** START Dataset section **

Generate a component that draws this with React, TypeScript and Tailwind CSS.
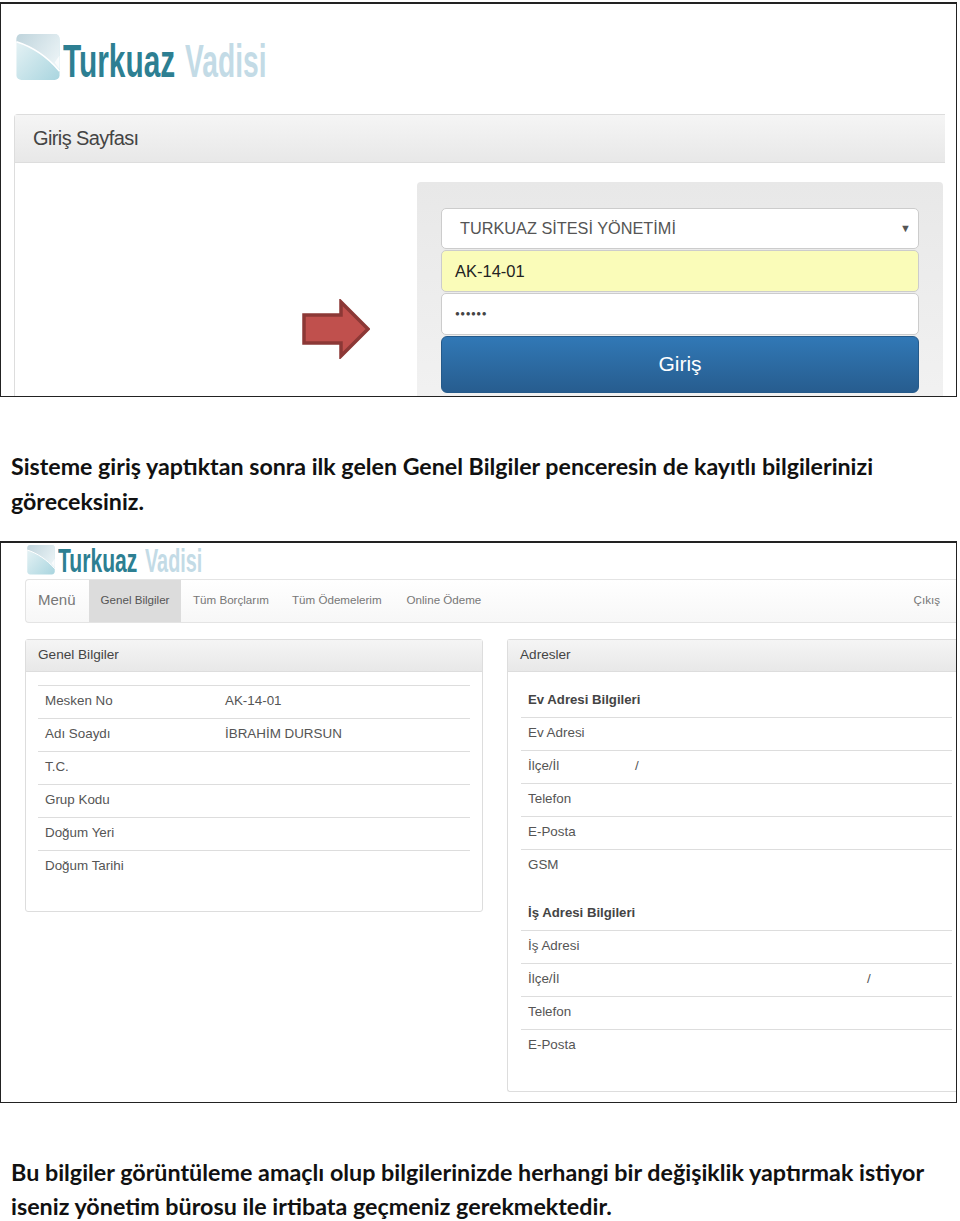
import React from 'react'

const sans = "font-['Liberation_Sans',Arial,sans-serif]"

// Glossy square mark of the Turkuaz Vadisi logo
function LogoMark({ id, className }: { id: string; className: string }) {
  return (
    <svg viewBox="0 0 44 48" className={className}>
      <defs>
        <linearGradient id={`${id}-low`} x1="0" y1="0" x2="1" y2="1">
          <stop offset="0" stopColor="#eaf4f6" />
          <stop offset="1" stopColor="#a9d5df" />
        </linearGradient>
        <linearGradient id={`${id}-top`} x1="0" y1="0" x2="1" y2="0.6">
          <stop offset="0" stopColor="#bfd4dc" />
          <stop offset="1" stopColor="#e9f2f5" />
        </linearGradient>
      </defs>
      <rect x="0" y="0" width="44" height="47" rx="5" fill={`url(#${id}-low)`} />
      <path d="M0 8 V5 C0 2 2 0 5 0 H39 C42 0 44 2 44 5 V38 C32 24 16 13 0 8 Z" fill={`url(#${id}-top)`} />
      <path d="M0 8 C16 13 32 24 44 38" stroke="#ffffff" strokeWidth="1.6" fill="none" />
      <path d="M44 22 L39 29 L44 36 Z" fill="#ffffff" opacity="0.7" />
    </svg>
  )
}

function Row({ label, value }: { label: string; value?: string }) {
  return (
    <div className="flex h-[33px] items-center border-t border-[#ddd] px-[7px] pb-px text-[13.4px] text-[#555]">
      <span className="w-[180px]">{label}</span>
      <span>{value}</span>
    </div>
  )
}

function AddressRow({ label, slashAt }: { label: string; slashAt?: string }) {
  return (
    <div className="flex h-[33px] items-center border-t border-[#ddd] px-[7px] pb-px text-[13.4px] text-[#555]">
      <span className={slashAt}>{label}</span>
      {slashAt && <span>/</span>}
    </div>
  )
}

function PanelHead({ title }: { title: string }) {
  return (
    <div className="flex h-[32px] items-center border-b border-[#ddd] bg-gradient-to-b from-[#f5f5f5] to-[#e8e8e8] px-[12px] text-[13.6px] text-[#444]">
      {title}
    </div>
  )
}

function LoginPage() {
  return (
    <section className={`${sans} mt-[2px] h-[395px] w-[957px] overflow-hidden border border-t-2 border-[#222] bg-white`}>
      <div className="ml-[15px] mt-[30px] flex h-[47px] items-center">
        <LogoMark id="logo-large" className="h-[47px] w-[44px] shrink-0" />
        <span className="ml-[3px] w-[111px] shrink-0 origin-left scale-x-[0.635] whitespace-nowrap pt-[6px] text-[47px] font-bold leading-none text-[#2d7f92]">Turkuaz</span>
        <span className="ml-[11px] w-[82px] shrink-0 origin-left scale-x-[0.6] whitespace-nowrap pt-[6px] text-[47px] font-bold leading-none text-[#c3dbe6]">Vadisi</span>
      </div>
      <div className="ml-[13px] mt-[33px] w-[931px] rounded-tl-[4px] border-l border-t border-[#ddd]">
        <div className="flex h-[48px] items-center border-b border-[#ddd] bg-gradient-to-b from-[#f5f5f5] to-[#e8e8e8] px-[18px] pb-[2px] text-[20px] tracking-[-0.6px] text-[#444]">
          Giriş Sayfası
        </div>
        <div className="flex h-[240px] items-start">
          <svg viewBox="0 0 68 60" className="ml-[287px] mt-[136px] h-[60px] w-[68px] shrink-0">
            <path d="M2 16 H39 V3 L66 30 L39 57 V44 H2 Z" fill="#c0504d" stroke="#8c3836" strokeWidth="3.5" />
          </svg>
          <div className="ml-[47px] mt-[19px] h-[230px] w-[526px] rounded-[4px] bg-gradient-to-b from-[#e8e8e8] to-[#f2f2f2] px-[24px] pt-[26px]">
            <div className="flex h-[41px] items-center justify-between rounded-[5px] border border-[#ccc] bg-white pl-[18px] pr-[7px] text-[16.3px] text-[#555]">
              <span>TURKUAZ SİTESİ YÖNETİMİ</span>
              <span className="text-[11px]">▼</span>
            </div>
            <div className="mt-px flex h-[42px] items-center rounded-[5px] border border-[#ccc] bg-[#fafcb9] px-[13px] text-[16.5px] text-[#222]">
              AK-14-01
            </div>
            <div className="mt-px flex h-[42px] items-center rounded-[5px] border border-[#ccc] bg-white px-[13px] text-[16.5px] text-[#444]">
              <span className="text-[8px] tracking-[0.5px]">●●●●●●</span>
            </div>
            <div className="mt-px flex h-[57px] items-center justify-center rounded-[6px] border border-[#255a8a] bg-gradient-to-b from-[#3178b6] to-[#275d8f] pb-px text-[21px] font-medium text-white">
              Giriş
            </div>
          </div>
        </div>
      </div>
    </section>
  )
}

function InfoPage() {
  return (
    <section className={`${sans} mt-[22px] h-[562px] w-[957px] overflow-hidden border border-t-2 border-[#222] bg-white`}>
      <div className="ml-[25px] mt-px flex h-[32px] items-center">
        <LogoMark id="logo-small" className="h-[30px] w-[30px] shrink-0" />
        <span className="ml-[2px] w-[79px] shrink-0 origin-left scale-x-[0.64] whitespace-nowrap pt-[1px] text-[33px] font-bold leading-none text-[#2d7f92]">Turkuaz</span>
        <span className="ml-[8px] w-[57px] shrink-0 origin-left scale-x-[0.6] whitespace-nowrap pt-[1px] text-[33px] font-bold leading-none text-[#c3dbe6]">Vadisi</span>
      </div>
      <nav className="ml-[24px] mt-[3px] flex h-[44px] w-[931px] items-stretch rounded-l-[4px] border-y border-l border-[#e4e4e4] bg-gradient-to-b from-white to-[#f7f7f7] text-[11.6px] text-[#777]">
        <span className="flex w-[63px] items-center pb-[2px] pl-[12px] text-[15px]">Menü</span>
        <span className="flex w-[92px] items-center justify-center bg-[#dcdcdc] pb-[2px] text-[#555]">Genel Bilgiler</span>
        <span className="ml-[12px] flex items-center pb-[2px]">Tüm Borçlarım</span>
        <span className="ml-[23px] flex items-center pb-[2px]">Tüm Ödemelerim</span>
        <span className="ml-[25px] flex items-center pb-[2px]">Online Ödeme</span>
        <span className="ml-auto mr-[16px] flex items-center pb-[2px]">Çıkış</span>
      </nav>
      <div className="ml-[24px] mt-[16px] flex items-start">
        <div className="h-[273px] w-[458px] rounded-[3px] border border-[#ddd]">
          <PanelHead title="Genel Bilgiler" />
          <div className="px-[12px] pt-[13px]">
            <Row label="Mesken No" value="AK-14-01" />
            <Row label="Adı Soaydı" value="İBRAHİM DURSUN" />
            <Row label="T.C." />
            <Row label="Grup Kodu" />
            <Row label="Doğum Yeri" />
            <Row label="Doğum Tarihi" />
          </div>
        </div>
        <div className="ml-[24px] h-[453px] w-[449px] rounded-l-[3px] border-y border-l border-[#ddd]">
          <PanelHead title="Adresler" />
          <div className="ml-[13px] w-[431px]">
            <div className="flex h-[45px] items-end px-[7px] pb-[7px] text-[13.2px] font-bold text-[#444]">Ev Adresi Bilgileri</div>
            <AddressRow label="Ev Adresi" />
            <AddressRow label="İlçe/İl" slashAt="w-[107px]" />
            <AddressRow label="Telefon" />
            <AddressRow label="E-Posta" />
            <AddressRow label="GSM" />
            <div className="flex h-[48px] items-end px-[7px] pb-[7px] text-[13.2px] font-bold text-[#444]">İş Adresi Bilgileri</div>
            <AddressRow label="İş Adresi" />
            <AddressRow label="İlçe/İl" slashAt="w-[339px]" />
            <AddressRow label="Telefon" />
            <AddressRow label="E-Posta" />
          </div>
        </div>
      </div>
    </section>
  )
}

export default function App() {
  return (
    <div className="h-[1221px] w-[960px] overflow-hidden bg-white">
      <LoginPage />
      <p className="mt-[52px] pl-[11px] font-['Lato',sans-serif] text-[23.2px] font-bold leading-[35px] text-[#111]">
        Sisteme giriş yaptıktan sonra ilk gelen Genel Bilgiler penceresin de kayıtlı bilgilerinizi
        <br />
        göreceksiniz.
      </p>
      <InfoPage />
      <p className="mt-[52px] pl-[11px] font-['Lato',sans-serif] text-[23.3px] font-bold leading-[34px] text-[#111]">
        Bu bilgiler görüntüleme amaçlı olup bilgilerinizde herhangi bir değişiklik yaptırmak istiyor
        <br />
        iseniz yönetim bürosu ile irtibata geçmeniz gerekmektedir.
      </p>
    </div>
  )
}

** END Dataset section **

### Short task
Looking at the material above, count the lines containing the string "React" and reply with the count alone.

### Answer to this problem
2